Push open the door and the desert disappears. Inside the Palace Hotel, almost every surface — walls, ceilings, the great staircase — is painted: lush green landscapes, a copy of Botticelli's Venus rising from the sea, scene after scene that turns a pub in one of the driest corners of Australia into an impossible oasis. It is gloriously, defiantly over the top. The film that made it famous called the murals 'tack-o-rama.' Generations of travellers, and one busload of drag queens, would beg to differ.
The great irony of the Palace is that it was built to keep people sober. In 1889, at the height of Broken Hill's silver boom, members of the local temperance movement commissioned it from the Melbourne architect Alfred Dunn as the Broken Hill Coffee Palace — a grand alcohol-free hotel where miners could find comfort and company without a public bar. It opened on 18 December that year, having cost £12,190. The model did not survive contact with a mining town. The coffee palace ran at a loss for three straight years, and by July 1892 the press was reporting that the company and its lessees were flatly 'stone broke.' That same month the lessee applied for a liquor licence, won it, and renamed the building the Palace Hotel. The temperance dream was over; the pub had begun.

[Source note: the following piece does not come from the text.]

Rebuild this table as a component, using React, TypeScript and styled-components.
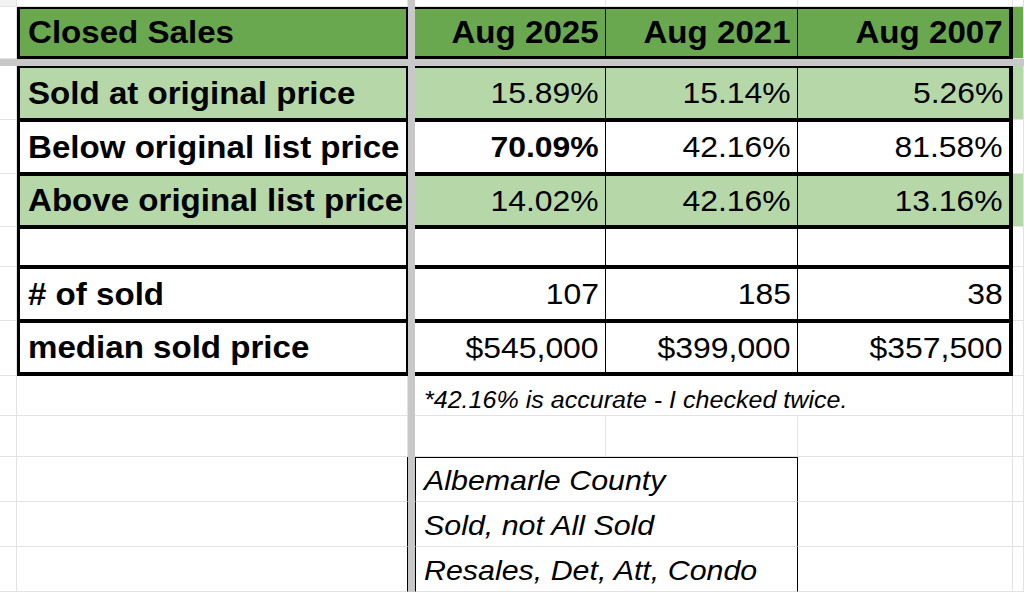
import React from "react";
import styled, { createGlobalStyle, css } from "styled-components";

const GRID = "#e2e2e2";
const FREEZE = "#c8c8c8";
const INK = "#000";
const GREEN = "#6aa84f";
const LIGHT = "#b6d7a8";
const COLS = "17px 391px 7px 191px 192px 215px 1fr";

const Global = createGlobalStyle`
  html, body { margin: 0; padding: 0; background: #fff; }
  body {
    width: 1024px; height: 592px; overflow: hidden;
    font-family: "Liberation Sans", Arial, sans-serif; color: #000;
  }
  #root { width: 1024px; height: 592px; }
`;

const SheetView = styled.div`
  display: flex;
  flex-direction: column;
  width: 1024px;
  height: 592px;
  overflow: hidden;
  background: #fff;
`;

const Row = styled.div<{ $h: number }>`
  display: grid;
  grid-template-columns: ${COLS};
  height: ${(p) => p.$h}px;
  flex: none;
`;

const FreezeRow = styled.div`
  flex: none;
  height: 7px;
  background: ${FREEZE};
`;

const FreezeCol = styled.div`
  background: ${FREEZE};
`;

const Cell = styled.div<{ $bg?: string; $inkRight?: boolean }>`
  box-sizing: border-box;
  background: ${(p) => p.$bg ?? "#fff"};
  border-right: 1px solid ${(p) => (p.$inkRight ? INK : GRID)};
  border-bottom: 1px solid ${GRID};
`;

const tableEdges = css<{ $bg: string }>`
  box-sizing: border-box;
  display: flex;
  align-items: center;
  white-space: nowrap;
  background: ${(p) => p.$bg};
  border-style: solid;
  border-color: ${INK};
`;

const LabelCell = styled.div<{ $bg: string; $top: number; $bottom: number; $right: number }>`
  ${tableEdges};
  justify-content: flex-start;
  padding-left: 8px;
  border-width: ${(p) => `${p.$top}px ${p.$right}px ${p.$bottom}px 3px`};
`;

const ValueCell = styled.div<{ $bg: string; $top: number; $bottom: number; $right: number }>`
  ${tableEdges};
  justify-content: flex-end;
  padding-right: 6px;
  border-width: ${(p) => `${p.$top}px ${p.$right}px ${p.$bottom}px 0`};
`;

const NoteCell = styled.div`
  box-sizing: border-box;
  grid-column: span 3;
  display: flex;
  align-items: center;
  padding: 9px 0 0 9px;
  border-right: 1px solid ${GRID};
  border-bottom: 1px solid ${GRID};
  white-space: nowrap;
`;

const BoxCell = styled.div<{ $first?: boolean }>`
  box-sizing: border-box;
  grid-column: span 2;
  display: flex;
  align-items: center;
  padding: 3px 0 0 8px;
  border-left: 1px solid ${INK};
  border-right: 1px solid ${INK};
  border-top: ${(p) => (p.$first ? `1px solid ${INK}` : "0")};
  border-bottom: 1px solid ${GRID};
  white-space: nowrap;
`;

const stretch = css`
  display: inline-block;
  transform: scaleX(1.085);
  white-space: nowrap;
`;

const LabelText = styled.span`
  ${stretch};
  transform-origin: left center;
  font-weight: 700;
  font-size: 30.5px;
`;

const HeadText = styled.span`
  ${stretch};
  transform-origin: right center;
  font-weight: 700;
  font-size: 30.5px;
`;

const ValueText = styled.span<{ $bold?: boolean }>`
  ${stretch};
  transform-origin: right center;
  font-weight: ${(p) => (p.$bold ? 700 : 400)};
  font-size: 29.4px;
`;

const NoteText = styled.span`
  ${stretch};
  transform-origin: left center;
  font-style: italic;
  font-size: 23.1px;
`;

const BoxText = styled.span`
  ${stretch};
  transform-origin: left center;
  font-style: italic;
  font-size: 28px;
`;

type DataRow = {
  label: string;
  fill: string;
  values: string[];
  bold?: boolean[];
  h: number;
};

const rows: DataRow[] = [
  { label: "Sold at original price", fill: LIGHT, values: ["15.89%", "15.14%", "5.26%"], h: 54 },
  {
    label: "Below original list price",
    fill: "#fff",
    values: ["70.09%", "42.16%", "81.58%"],
    bold: [true, false, false],
    h: 54,
  },
  { label: "Above original list price", fill: LIGHT, values: ["14.02%", "42.16%", "13.16%"], h: 53 },
  { label: "", fill: "#fff", values: ["", "", ""], h: 40 },
  { label: "# of sold", fill: "#fff", values: ["107", "185", "38"], h: 54 },
  { label: "median sold price", fill: "#fff", values: ["$545,000", "$399,000", "$357,500"], h: 55 },
];

const headers = ["Aug 2025", "Aug 2021", "Aug 2007"];
const boxLines = ["Albemarle County", "Sold, not All Sold", "Resales, Det, Att, Condo"];

export default function App() {
  return (
    <>
      <Global />
      <SheetView>
        <Row $h={7}>
          <Cell $bg="#f1f1f1" />
          <Cell />
          <FreezeCol />
          <Cell />
          <Cell />
          <Cell />
          <Cell />
        </Row>

        <Row $h={52}>
          <Cell />
          <LabelCell $bg={GREEN} $top={2} $bottom={3} $right={2}>
            <LabelText>Closed Sales</LabelText>
          </LabelCell>
          <FreezeCol />
          {headers.map((h, i) => (
            <ValueCell key={h} $bg={GREEN} $top={2} $bottom={3} $right={i === 2 ? 4 : 1}>
              <HeadText>{h}</HeadText>
            </ValueCell>
          ))}
          <Cell $bg={GREEN} />
        </Row>

        <FreezeRow />

        {rows.map((r, ri) => {
          const last = ri === rows.length - 1;
          const bottom = last ? 4 : 2;
          return (
            <Row $h={r.h} key={ri}>
              <Cell />
              <LabelCell $bg={r.fill} $top={2} $bottom={bottom} $right={2}>
                {r.label && <LabelText>{r.label}</LabelText>}
              </LabelCell>
              <FreezeCol />
              {r.values.map((v, vi) => (
                <ValueCell key={vi} $bg={r.fill} $top={2} $bottom={bottom} $right={vi === 2 ? 4 : 1}>
                  {v && <ValueText $bold={r.bold?.[vi]}>{v}</ValueText>}
                </ValueCell>
              ))}
              <Cell $bg={r.fill} />
            </Row>
          );
        })}

        <Row $h={40}>
          <Cell />
          <Cell />
          <FreezeCol />
          <NoteCell>
            <NoteText>*42.16% is accurate - I checked twice.</NoteText>
          </NoteCell>
          <Cell />
        </Row>

        <Row $h={41}>
          <Cell />
          <Cell />
          <FreezeCol />
          <Cell />
          <Cell />
          <Cell />
          <Cell />
        </Row>

        {boxLines.map((line, i) => (
          <Row $h={45} key={line}>
            <Cell />
            <Cell $inkRight />
            <FreezeCol />
            <BoxCell $first={i === 0}>
              <BoxText>{line}</BoxText>
            </BoxCell>
            <Cell />
            <Cell />
          </Row>
        ))}
      </SheetView>
    </>
  );
}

The murals came nearly a century later, and they began with one man's enthusiasm. Mario Celotto, an Italian immigrant who bought the hotel in 1973, painted the first of them around 1980 — that ceiling Venus, copied from Botticelli. He then commissioned Gordon Waye, an Aboriginal artist from Port Augusta, to paint the rest. Over the following years Waye covered the interiors with scenes of Country and green landscape — close to fifty paintings in all — until the Palace became a destination in its own right, a desert hotel whose walls dreamed of water and forest. The effect is overwhelming and sincere, the work of artists filling every inch of a building because they could.
In 1994 the hotel found a global audience. The Australian comedy-drama The Adventures of Priscilla, Queen of the Desert filmed many of its Broken Hill scenes inside the Palace, and the place fit the film perfectly — producer Al Clark called it 'drag queen heaven.' The script teased the murals as 'tack-o-rama,' but the love was real, and it stuck. After the film, international visitors began arriving specifically to see the hotel from the screen. The Palace had become a pilgrimage site for fans of one of the most beloved queer films ever made.
By 2009, when Esther La Rovere bought the hotel, the pub was already drawing a steady stream of international tourists who had come to see it because of the film. The Palace was first heritage-listed in April 1999, but in January 2025 New South Wales did something rarer: it expanded the listing to formally recognise the vibrant LGBTQIA+ history that had flourished within its walls. Over the decades the hotel had become a symbolic meeting place, woven into people's coming-out stories — a welcoming room in a remote mining town, a long way from anywhere, where people could simply be themselves. From a temperance hall built to deny pleasure, to a mural-drenched oasis, to a landmark of queer Australia, the Palace has spent more than 130 years becoming the opposite of what it was meant to be. Few buildings wear their reinvention so joyfully.
The Palace Hotel stands at 31.960°S, 141.464°E on Argent Street, in the heart of Broken Hill's heritage commercial grid just south of the Line of Lode. From the air the Line of Lode and its memorial atop the ridge are the obvious landmark; the Palace itself sits in the dense central street pattern below. Recommended viewing altitude is 1,500 to 2,500 feet AGL, with field elevation around 1,000 feet. Broken Hill Airport (YBHI) is roughly 4 nautical miles southwest. Outback visibility is typically excellent; watch for summer heat haze and occasional blowing dust.